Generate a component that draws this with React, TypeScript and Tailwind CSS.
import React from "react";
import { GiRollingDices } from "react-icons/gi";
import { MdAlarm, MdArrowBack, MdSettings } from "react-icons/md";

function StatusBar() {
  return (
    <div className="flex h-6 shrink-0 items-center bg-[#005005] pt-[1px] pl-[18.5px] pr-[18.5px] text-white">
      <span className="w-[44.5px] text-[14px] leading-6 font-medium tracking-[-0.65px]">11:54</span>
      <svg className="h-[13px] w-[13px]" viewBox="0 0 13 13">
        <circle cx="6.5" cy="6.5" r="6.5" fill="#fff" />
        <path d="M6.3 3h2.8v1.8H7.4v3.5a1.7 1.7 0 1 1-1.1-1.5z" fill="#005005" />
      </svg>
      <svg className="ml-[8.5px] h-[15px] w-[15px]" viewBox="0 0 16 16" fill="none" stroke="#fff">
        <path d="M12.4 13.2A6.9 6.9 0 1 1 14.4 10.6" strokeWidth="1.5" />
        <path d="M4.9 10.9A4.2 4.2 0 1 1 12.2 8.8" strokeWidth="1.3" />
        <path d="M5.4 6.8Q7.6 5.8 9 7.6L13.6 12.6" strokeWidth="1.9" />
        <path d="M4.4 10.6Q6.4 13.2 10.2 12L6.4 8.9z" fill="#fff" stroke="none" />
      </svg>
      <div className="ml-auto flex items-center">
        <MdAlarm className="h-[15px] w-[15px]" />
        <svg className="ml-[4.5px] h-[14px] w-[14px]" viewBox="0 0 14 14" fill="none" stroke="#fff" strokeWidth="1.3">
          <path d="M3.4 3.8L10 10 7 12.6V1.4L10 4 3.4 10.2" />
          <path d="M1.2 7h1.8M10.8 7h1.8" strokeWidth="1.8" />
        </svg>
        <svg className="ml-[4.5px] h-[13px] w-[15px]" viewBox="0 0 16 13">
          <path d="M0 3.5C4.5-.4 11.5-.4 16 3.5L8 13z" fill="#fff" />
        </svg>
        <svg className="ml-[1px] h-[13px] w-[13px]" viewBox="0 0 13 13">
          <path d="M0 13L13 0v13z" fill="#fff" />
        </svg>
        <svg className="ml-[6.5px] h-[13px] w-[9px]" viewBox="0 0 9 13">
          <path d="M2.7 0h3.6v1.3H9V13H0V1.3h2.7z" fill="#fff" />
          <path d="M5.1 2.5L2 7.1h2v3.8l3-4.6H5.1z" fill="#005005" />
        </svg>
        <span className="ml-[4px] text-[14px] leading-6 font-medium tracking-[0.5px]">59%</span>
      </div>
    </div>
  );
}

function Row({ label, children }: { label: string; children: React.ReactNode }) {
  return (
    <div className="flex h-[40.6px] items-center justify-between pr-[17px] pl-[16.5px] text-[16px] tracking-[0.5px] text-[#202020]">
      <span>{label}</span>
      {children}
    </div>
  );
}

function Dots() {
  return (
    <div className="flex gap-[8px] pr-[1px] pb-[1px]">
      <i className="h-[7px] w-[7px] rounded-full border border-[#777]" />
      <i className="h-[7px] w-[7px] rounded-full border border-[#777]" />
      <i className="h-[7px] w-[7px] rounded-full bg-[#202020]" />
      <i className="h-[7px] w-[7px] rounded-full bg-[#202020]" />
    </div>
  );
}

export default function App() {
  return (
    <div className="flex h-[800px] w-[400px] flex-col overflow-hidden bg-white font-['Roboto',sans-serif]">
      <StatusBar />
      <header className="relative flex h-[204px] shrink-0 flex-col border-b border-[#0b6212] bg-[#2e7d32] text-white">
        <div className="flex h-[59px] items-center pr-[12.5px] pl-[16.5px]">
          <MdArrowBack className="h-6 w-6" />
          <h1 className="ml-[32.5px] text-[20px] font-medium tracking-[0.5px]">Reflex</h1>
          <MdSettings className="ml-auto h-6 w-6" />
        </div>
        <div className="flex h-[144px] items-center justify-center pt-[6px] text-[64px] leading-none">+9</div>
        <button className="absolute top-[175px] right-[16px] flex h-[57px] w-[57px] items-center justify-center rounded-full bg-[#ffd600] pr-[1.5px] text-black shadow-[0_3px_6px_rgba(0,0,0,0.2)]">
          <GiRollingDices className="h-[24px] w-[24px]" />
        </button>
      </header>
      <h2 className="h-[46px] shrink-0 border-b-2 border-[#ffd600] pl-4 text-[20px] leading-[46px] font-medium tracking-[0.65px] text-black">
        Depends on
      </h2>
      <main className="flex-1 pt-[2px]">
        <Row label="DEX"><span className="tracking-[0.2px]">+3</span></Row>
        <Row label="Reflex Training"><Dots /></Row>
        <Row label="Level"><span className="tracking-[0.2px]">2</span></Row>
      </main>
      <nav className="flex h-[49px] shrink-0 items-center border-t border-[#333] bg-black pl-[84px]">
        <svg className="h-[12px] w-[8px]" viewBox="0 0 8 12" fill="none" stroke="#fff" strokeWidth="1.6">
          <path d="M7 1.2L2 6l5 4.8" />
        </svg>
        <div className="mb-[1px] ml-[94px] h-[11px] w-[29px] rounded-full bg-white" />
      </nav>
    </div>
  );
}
* * *
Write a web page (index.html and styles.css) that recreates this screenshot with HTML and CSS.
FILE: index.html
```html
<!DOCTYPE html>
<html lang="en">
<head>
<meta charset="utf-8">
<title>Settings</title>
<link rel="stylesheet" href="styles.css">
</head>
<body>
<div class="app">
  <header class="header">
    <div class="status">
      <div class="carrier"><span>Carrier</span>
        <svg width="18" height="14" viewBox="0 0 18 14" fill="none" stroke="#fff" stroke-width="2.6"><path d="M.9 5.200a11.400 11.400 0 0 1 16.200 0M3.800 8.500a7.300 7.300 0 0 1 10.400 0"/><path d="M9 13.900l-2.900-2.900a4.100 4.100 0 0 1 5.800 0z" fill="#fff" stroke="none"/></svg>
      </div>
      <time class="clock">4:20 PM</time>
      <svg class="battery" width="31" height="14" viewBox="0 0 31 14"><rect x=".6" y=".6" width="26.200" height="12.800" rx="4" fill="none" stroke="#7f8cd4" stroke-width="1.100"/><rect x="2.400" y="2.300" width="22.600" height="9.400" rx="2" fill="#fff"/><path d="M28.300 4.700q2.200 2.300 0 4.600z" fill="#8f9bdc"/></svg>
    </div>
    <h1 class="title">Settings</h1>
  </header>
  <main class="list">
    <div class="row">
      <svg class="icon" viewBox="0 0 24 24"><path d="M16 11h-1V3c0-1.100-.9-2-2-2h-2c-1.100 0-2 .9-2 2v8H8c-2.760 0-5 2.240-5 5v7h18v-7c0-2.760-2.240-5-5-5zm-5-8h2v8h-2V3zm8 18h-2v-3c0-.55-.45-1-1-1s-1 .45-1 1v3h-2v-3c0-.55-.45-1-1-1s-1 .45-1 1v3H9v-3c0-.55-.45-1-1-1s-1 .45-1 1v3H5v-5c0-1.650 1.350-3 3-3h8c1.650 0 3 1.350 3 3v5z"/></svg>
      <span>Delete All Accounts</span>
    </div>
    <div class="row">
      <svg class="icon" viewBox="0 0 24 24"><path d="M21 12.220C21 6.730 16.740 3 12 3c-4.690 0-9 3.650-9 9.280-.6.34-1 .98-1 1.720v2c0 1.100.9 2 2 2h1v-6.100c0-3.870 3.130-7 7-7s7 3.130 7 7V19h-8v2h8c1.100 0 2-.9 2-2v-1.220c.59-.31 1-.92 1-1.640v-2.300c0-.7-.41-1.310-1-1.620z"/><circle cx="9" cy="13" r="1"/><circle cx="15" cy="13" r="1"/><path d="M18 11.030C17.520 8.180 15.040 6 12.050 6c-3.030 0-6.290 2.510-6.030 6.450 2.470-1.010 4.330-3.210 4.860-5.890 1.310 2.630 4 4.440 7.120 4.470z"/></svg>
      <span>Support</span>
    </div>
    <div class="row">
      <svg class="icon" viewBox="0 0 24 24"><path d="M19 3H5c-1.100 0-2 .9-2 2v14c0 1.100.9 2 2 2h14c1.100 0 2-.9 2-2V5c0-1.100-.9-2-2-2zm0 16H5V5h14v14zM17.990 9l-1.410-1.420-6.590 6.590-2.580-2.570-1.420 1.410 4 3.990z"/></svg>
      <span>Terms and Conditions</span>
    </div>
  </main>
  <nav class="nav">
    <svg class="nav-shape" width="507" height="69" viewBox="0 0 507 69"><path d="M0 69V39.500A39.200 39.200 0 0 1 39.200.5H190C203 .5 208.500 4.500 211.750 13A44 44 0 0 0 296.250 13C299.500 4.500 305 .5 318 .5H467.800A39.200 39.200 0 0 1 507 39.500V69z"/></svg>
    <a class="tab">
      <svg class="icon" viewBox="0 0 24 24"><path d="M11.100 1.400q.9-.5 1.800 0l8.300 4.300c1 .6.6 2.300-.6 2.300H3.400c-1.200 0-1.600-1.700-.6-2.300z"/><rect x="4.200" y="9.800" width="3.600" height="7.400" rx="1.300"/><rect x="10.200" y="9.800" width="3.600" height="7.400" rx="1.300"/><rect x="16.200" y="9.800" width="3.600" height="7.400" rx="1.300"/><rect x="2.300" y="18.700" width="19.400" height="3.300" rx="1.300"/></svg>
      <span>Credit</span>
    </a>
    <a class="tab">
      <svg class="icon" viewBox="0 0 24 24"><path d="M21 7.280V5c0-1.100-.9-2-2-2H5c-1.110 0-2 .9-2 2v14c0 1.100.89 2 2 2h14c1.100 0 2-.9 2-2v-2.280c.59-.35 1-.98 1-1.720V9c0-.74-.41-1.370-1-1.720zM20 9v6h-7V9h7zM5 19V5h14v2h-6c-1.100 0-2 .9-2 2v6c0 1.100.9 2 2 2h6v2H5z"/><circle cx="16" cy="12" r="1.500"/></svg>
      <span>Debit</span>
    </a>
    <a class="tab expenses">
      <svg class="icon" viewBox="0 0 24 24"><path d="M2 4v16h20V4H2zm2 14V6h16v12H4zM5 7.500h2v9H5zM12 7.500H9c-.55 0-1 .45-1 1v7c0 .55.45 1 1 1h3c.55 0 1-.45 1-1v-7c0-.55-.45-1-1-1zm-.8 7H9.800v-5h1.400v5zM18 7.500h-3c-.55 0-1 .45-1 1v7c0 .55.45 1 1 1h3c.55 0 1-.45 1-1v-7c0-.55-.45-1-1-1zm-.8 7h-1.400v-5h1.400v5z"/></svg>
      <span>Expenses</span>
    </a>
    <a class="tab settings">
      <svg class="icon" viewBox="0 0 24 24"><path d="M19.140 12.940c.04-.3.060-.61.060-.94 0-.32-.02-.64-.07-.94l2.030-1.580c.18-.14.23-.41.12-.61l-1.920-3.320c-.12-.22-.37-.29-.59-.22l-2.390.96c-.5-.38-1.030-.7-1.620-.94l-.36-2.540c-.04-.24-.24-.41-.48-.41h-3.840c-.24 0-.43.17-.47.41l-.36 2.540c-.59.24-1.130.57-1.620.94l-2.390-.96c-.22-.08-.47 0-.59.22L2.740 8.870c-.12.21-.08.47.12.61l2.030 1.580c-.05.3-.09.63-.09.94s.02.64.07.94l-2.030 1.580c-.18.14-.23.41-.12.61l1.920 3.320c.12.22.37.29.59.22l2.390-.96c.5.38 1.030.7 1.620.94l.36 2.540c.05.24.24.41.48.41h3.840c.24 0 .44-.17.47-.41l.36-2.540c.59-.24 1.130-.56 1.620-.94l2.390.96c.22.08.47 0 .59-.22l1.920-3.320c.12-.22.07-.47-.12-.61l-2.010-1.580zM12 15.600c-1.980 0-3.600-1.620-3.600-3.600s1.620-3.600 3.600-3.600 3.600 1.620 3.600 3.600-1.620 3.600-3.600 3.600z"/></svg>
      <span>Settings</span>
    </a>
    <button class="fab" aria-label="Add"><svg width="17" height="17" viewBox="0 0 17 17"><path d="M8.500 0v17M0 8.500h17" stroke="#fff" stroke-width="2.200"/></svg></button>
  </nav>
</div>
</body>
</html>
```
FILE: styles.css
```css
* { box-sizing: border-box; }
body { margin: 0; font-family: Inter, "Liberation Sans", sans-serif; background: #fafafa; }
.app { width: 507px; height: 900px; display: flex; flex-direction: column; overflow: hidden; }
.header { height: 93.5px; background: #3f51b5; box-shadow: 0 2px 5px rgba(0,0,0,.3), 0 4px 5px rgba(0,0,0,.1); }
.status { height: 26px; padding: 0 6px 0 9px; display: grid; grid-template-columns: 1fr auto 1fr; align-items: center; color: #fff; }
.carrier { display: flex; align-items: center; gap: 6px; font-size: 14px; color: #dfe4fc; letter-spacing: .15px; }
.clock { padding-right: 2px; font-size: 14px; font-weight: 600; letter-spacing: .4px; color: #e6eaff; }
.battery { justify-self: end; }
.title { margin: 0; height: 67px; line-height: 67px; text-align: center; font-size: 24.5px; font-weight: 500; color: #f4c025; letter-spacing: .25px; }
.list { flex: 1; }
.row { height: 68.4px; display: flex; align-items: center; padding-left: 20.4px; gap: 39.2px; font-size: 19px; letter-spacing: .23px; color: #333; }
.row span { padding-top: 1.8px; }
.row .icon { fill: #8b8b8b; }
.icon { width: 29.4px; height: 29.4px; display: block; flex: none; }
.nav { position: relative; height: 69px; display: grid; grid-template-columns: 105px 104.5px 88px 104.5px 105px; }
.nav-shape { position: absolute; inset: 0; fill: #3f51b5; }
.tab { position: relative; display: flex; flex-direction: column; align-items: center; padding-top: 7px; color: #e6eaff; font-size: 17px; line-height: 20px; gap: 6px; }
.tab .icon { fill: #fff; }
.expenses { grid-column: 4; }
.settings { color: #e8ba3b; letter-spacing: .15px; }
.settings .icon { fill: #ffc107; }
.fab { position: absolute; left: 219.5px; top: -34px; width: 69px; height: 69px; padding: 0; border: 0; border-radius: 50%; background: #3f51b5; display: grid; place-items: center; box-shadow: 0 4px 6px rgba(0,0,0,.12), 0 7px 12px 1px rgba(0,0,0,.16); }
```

● TASK:
Give again, word for word, every line of the listing above from the one with "Generate a component" to the one with "MdAlarm, MdArrowBack, MdSettings", both inclusive, and nothing beyond them.

● ANSWER:
Generate a component that draws this with React, TypeScript and Tailwind CSS.
import React from "react";
import { GiRollingDices } from "react-icons/gi";
import { MdAlarm, MdArrowBack, MdSettings } from "react-icons/md";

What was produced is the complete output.